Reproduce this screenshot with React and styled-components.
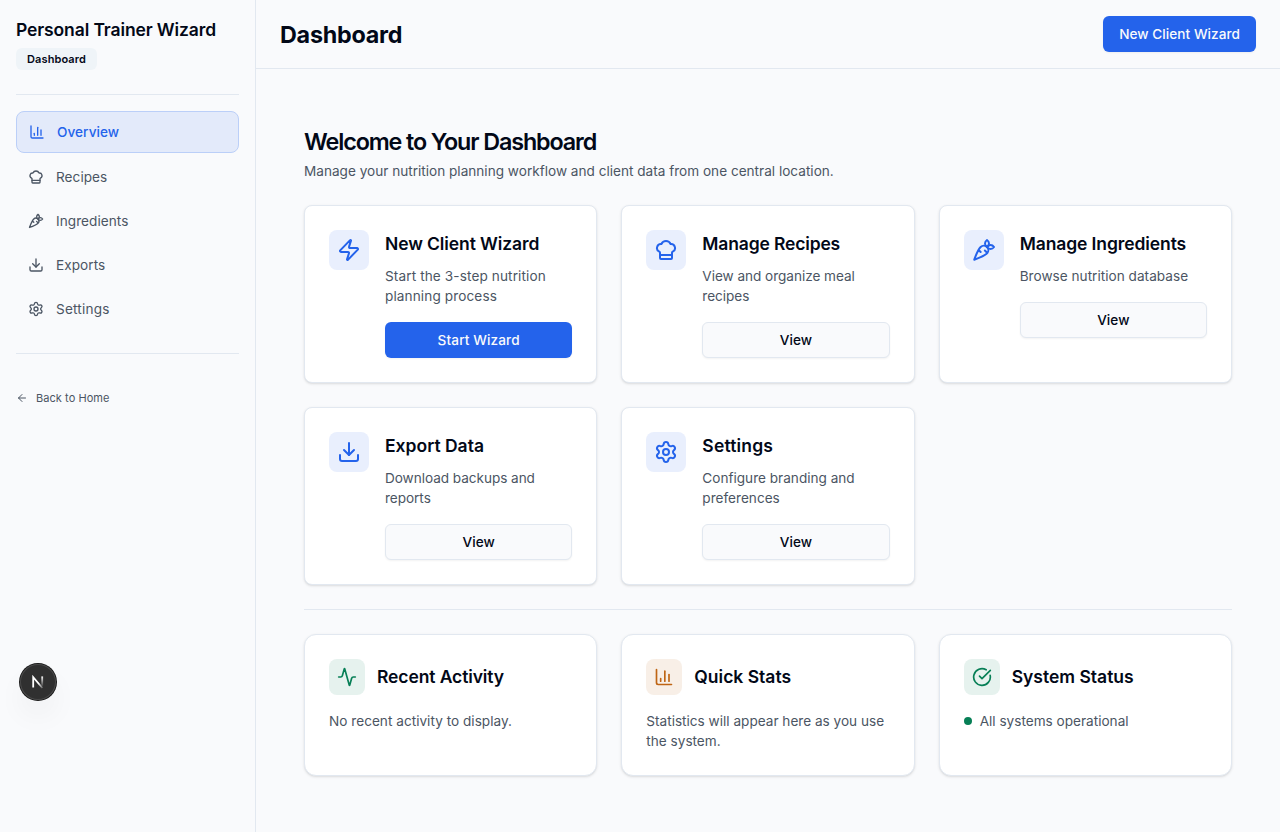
import React from "react";
import styled, { createGlobalStyle, css } from "styled-components";
import {
  Activity,
  ArrowLeft,
  Carrot,
  ChartColumn,
  ChefHat,
  CircleCheckBig,
  Download,
  Settings,
  Zap,
} from "lucide-react";

const colors = {
  page: "#f9fafc",
  ink: "#020817",
  muted: "#4b5563",
  line: "#e2e8f0",
  blue: "#2463eb",
  green: "#077f56",
  amber: "#bf6514",
};

const GlobalStyle = createGlobalStyle`
  *, *::before, *::after { box-sizing: border-box; }
  body {
    margin: 0;
    background: ${colors.page};
    color: ${colors.ink};
    font-family: Inter, sans-serif;
    font-size: 13.6px;
    line-height: 20px;
    -webkit-font-smoothing: antialiased;
  }
  h1, h2, h3, p { margin: 0; }
  svg { display: block; flex-shrink: 0; }
`;

const Shell = styled.div`
  display: grid;
  grid-template-columns: 256px 1fr;
  height: 832px;
  overflow: hidden;
`;

const Sidebar = styled.aside`
  display: flex;
  flex-direction: column;
  padding: 16px;
  border-right: 1px solid ${colors.line};
`;

const Brand = styled.div`
  display: flex;
  flex-direction: column;
  align-items: flex-start;
  gap: 4px;
  padding-bottom: 24px;
  border-bottom: 1px solid ${colors.line};
`;

const BrandName = styled.h2`
  font-size: 17.5px;
  line-height: 28px;
  font-weight: 600;
  letter-spacing: -0.12px;
  white-space: nowrap;
`;

const Badge = styled.span`
  height: 22px;
  padding: 0 11px;
  border-radius: 6px;
  background: #eff4f8;
  font-size: 11px;
  line-height: 22px;
  font-weight: 600;
  letter-spacing: 0.11px;
`;

const Nav = styled.nav`
  display: flex;
  flex-direction: column;
  gap: 4px;
  padding: 16px 0 24px;
  border-bottom: 1px solid ${colors.line};
`;

const NavItem = styled.a`
  display: flex;
  align-items: center;
  gap: 12px;
  height: 40px;
  padding: 0 12px;
  border-radius: 8px;
  color: ${colors.muted};
  letter-spacing: ${({ $tracking = 0.05 }) => $tracking}px;

  ${({ $active }) =>
    $active &&
    css`
      height: 42px;
      border: 1px solid #bbcff8;
      background: #e3eafa;
      color: ${colors.blue};
      font-weight: 500;
    `}
`;

const BackLink = styled.a`
  display: flex;
  align-items: center;
  gap: 8px;
  margin-top: 36px;
  height: 16px;
  color: ${colors.muted};
  font-size: 11px;
  line-height: 16px;
  letter-spacing: 0.06px;
`;

const Main = styled.main`
  display: flex;
  flex-direction: column;
  min-width: 0;
`;

const Header = styled.header`
  display: flex;
  align-items: center;
  justify-content: space-between;
  height: 69px;
  padding: 0 24px;
  border-bottom: 1px solid ${colors.line};
`;

const PageTitle = styled.h1`
  padding-top: 2px;
  font-size: 23.3px;
  line-height: 32px;
  font-weight: 700;
  letter-spacing: -0.22px;
`;

const Button = styled.button`
  height: 36px;
  width: ${({ $block }) => ($block ? "100%" : "auto")};
  padding: 0 16px;
  border: ${({ $outline }) => ($outline ? `1px solid ${colors.line}` : "0")};
  border-radius: 6px;
  background: ${({ $outline }) => ($outline ? colors.page : colors.blue)};
  color: ${({ $outline }) => ($outline ? colors.ink : colors.page)};
  box-shadow: 0 1px 2px rgba(0, 0, 0, 0.05);
  font-family: inherit;
  font-size: 13.6px;
  line-height: 20px;
  font-weight: 500;
  letter-spacing: ${({ $tracking = 0.05 }) => $tracking}px;
  white-space: nowrap;
`;

const Content = styled.section`
  display: flex;
  flex-direction: column;
  gap: 24px;
  padding: 57px 48px 48px;
`;

const Intro = styled.div`
  display: flex;
  flex-direction: column;
  gap: 3px;
`;

const Welcome = styled.h2`
  font-size: 23.3px;
  line-height: 32px;
  font-weight: 600;
  letter-spacing: -1.1px;
`;

const Text = styled.p`
  color: ${colors.muted};
  letter-spacing: ${({ $tracking = 0 }) => $tracking}px;
`;

const CardGrid = styled.div`
  display: grid;
  grid-template-columns: repeat(3, 1fr);
  gap: 24px;
`;

const Divider = styled.hr`
  width: 100%;
  height: 1px;
  margin: 0;
  border: 0;
  background: ${colors.line};
`;

const Card = styled.article`
  display: flex;
  padding: 24px;
  border: 1px solid ${colors.line};
  background: #ffffff;
  box-shadow: 0 1px 3px rgba(0, 0, 0, 0.1), 0 1px 2px -1px rgba(0, 0, 0, 0.1);
`;

const ActionCard = styled(Card)`
  gap: 16px;
  min-height: 178px;
  border-radius: 8px;
`;

const StatCard = styled(Card)`
  flex-direction: column;
  gap: 16px;
  min-height: 142px;
  border-radius: 12px;
`;

const tones = {
  blue: { ink: colors.blue, fill: "#e9effd" },
  green: { ink: colors.green, fill: "#e6f2ee" },
  amber: { ink: colors.amber, fill: "#f8efe7" },
};

const IconTile = styled.div`
  display: grid;
  place-items: center;
  flex: none;
  width: ${({ $size }) => $size}px;
  height: ${({ $size }) => $size}px;
  border-radius: 8px;
  background: ${({ $tone }) => tones[$tone].fill};
  color: ${({ $tone }) => tones[$tone].ink};
`;

const ActionBody = styled.div`
  flex: 1;
  min-width: 0;
`;

const CardTitle = styled.h3`
  font-size: 17.5px;
  line-height: 28px;
  font-weight: 600;
  letter-spacing: ${({ $tracking = -0.1 }) => $tracking}px;
  white-space: nowrap;
`;

const ActionText = styled(Text)`
  margin: 8px 0 16px;
`;

const StatHead = styled.div`
  display: flex;
  align-items: center;
  gap: 12px;
`;

const StatusLine = styled.div`
  display: flex;
  align-items: center;
  gap: 8px;
`;

const StatusDot = styled.span`
  width: 8px;
  height: 8px;
  border-radius: 50%;
  background: ${colors.green};
`;

const DevBadge = styled.div`
  position: fixed;
  left: 20px;
  top: 664px;
  display: grid;
  place-items: center;
  width: 36px;
  height: 36px;
  border-radius: 50%;
  background: #303030;
  box-shadow: 0 0 0 1px #171717, inset 0 0 0 1px #4a4a4a,
    0 16px 32px -8px rgba(0, 0, 0, 0.14);
`;

const navItems = [
  { label: "Overview", icon: ChartColumn, active: true },
  { label: "Recipes", icon: ChefHat },
  { label: "Ingredients", icon: Carrot },
  { label: "Exports", icon: Download },
  { label: "Settings", icon: Settings, tracking: 0.19 },
];

const actions = [
  {
    title: "New Client Wizard",
    text: "Start the 3-step nutrition planning process",
    textTracking: 0.11,
    icon: Zap,
    button: "Start Wizard",
    buttonTracking: 0.12,
    primary: true,
  },
  {
    title: "Manage Recipes",
    titleTracking: -0.15,
    text: "View and organize meal recipes",
    textTracking: -0.04,
    icon: ChefHat,
    button: "View",
  },
  {
    title: "Manage Ingredients",
    text: "Browse nutrition database",
    textTracking: 0.02,
    icon: Carrot,
    button: "View",
  },
  {
    title: "Export Data",
    titleTracking: 0,
    text: "Download backups and reports",
    textTracking: -0.05,
    icon: Download,
    button: "View",
  },
  {
    title: "Settings",
    titleTracking: 0.18,
    text: "Configure branding and preferences",
    icon: Settings,
    button: "View",
  },
];

const stats = [
  {
    title: "Recent Activity",
    text: "No recent activity to display.",
    textTracking: 0.02,
    icon: Activity,
    tone: "green",
  },
  {
    title: "Quick Stats",
    titleTracking: 0,
    text: "Statistics will appear here as you use the system.",
    textTracking: 0,
    icon: ChartColumn,
    tone: "amber",
  },
  {
    title: "System Status",
    titleTracking: 0,
    text: "All systems operational",
    icon: CircleCheckBig,
    tone: "green",
    status: true,
  },
];

function NextMark() {
  return (
    <svg width="14" height="14" viewBox="0 0 14 14" fill="none">
      <defs>
        <linearGradient id="stem" x1="0" y1="1" x2="0" y2="12" gradientUnits="userSpaceOnUse">
          <stop stopColor="#fff" />
          <stop offset="1" stopColor="#fff" stopOpacity="0" />
        </linearGradient>
        <linearGradient id="diagonal" x1="8" y1="8" x2="12" y2="13" gradientUnits="userSpaceOnUse">
          <stop stopColor="#fff" />
          <stop offset="1" stopColor="#fff" stopOpacity="0.2" />
        </linearGradient>
      </defs>
      <path d="M2.2 12.6V2.2L11.4 13" stroke="url(#diagonal)" strokeWidth="1.8" />
      <path d="M11.2 1.4V11" stroke="url(#stem)" strokeWidth="1.8" />
    </svg>
  );
}

export default function App() {
  return (
    <>
      <GlobalStyle />
      <Shell>
        <Sidebar>
          <Brand>
            <BrandName>Personal Trainer Wizard</BrandName>
            <Badge>Dashboard</Badge>
          </Brand>
          <Nav>
            {navItems.map(({ label, icon: Icon, active, tracking }) => (
              <NavItem key={label} $active={active} $tracking={tracking}>
                <Icon size={16} />
                {label}
              </NavItem>
            ))}
          </Nav>
          <BackLink>
            <ArrowLeft size={12} />
            Back to Home
          </BackLink>
        </Sidebar>
        <Main>
          <Header>
            <PageTitle>Dashboard</PageTitle>
            <Button>New Client Wizard</Button>
          </Header>
          <Content>
            <Intro>
              <Welcome>Welcome to Your Dashboard</Welcome>
              <Text>
                Manage your nutrition planning workflow and client data from one central location.
              </Text>
            </Intro>
            <CardGrid>
              {actions.map((action) => (
                <ActionCard key={action.title}>
                  <IconTile $size={40} $tone="blue">
                    <action.icon size={24} />
                  </IconTile>
                  <ActionBody>
                    <CardTitle $tracking={action.titleTracking}>{action.title}</CardTitle>
                    <ActionText $tracking={action.textTracking}>{action.text}</ActionText>
                    <Button $block $outline={!action.primary} $tracking={action.buttonTracking}>
                      {action.button}
                    </Button>
                  </ActionBody>
                </ActionCard>
              ))}
            </CardGrid>
            <Divider />
            <CardGrid>
              {stats.map((stat) => (
                <StatCard key={stat.title}>
                  <StatHead>
                    <IconTile $size={36} $tone={stat.tone}>
                      <stat.icon size={20} />
                    </IconTile>
                    <CardTitle $tracking={stat.titleTracking}>{stat.title}</CardTitle>
                  </StatHead>
                  {stat.status ? (
                    <StatusLine>
                      <StatusDot />
                      <Text $tracking={stat.textTracking}>{stat.text}</Text>
                    </StatusLine>
                  ) : (
                    <Text $tracking={stat.textTracking}>{stat.text}</Text>
                  )}
                </StatCard>
              ))}
            </CardGrid>
          </Content>
        </Main>
      </Shell>
      <DevBadge>
        <NextMark />
      </DevBadge>
    </>
  );
}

+---+

Within the material above, find the lines that contain the word "components"; copy them.

Reproduce this screenshot with React and styled-components.
import styled, { createGlobalStyle, css } from "styled-components";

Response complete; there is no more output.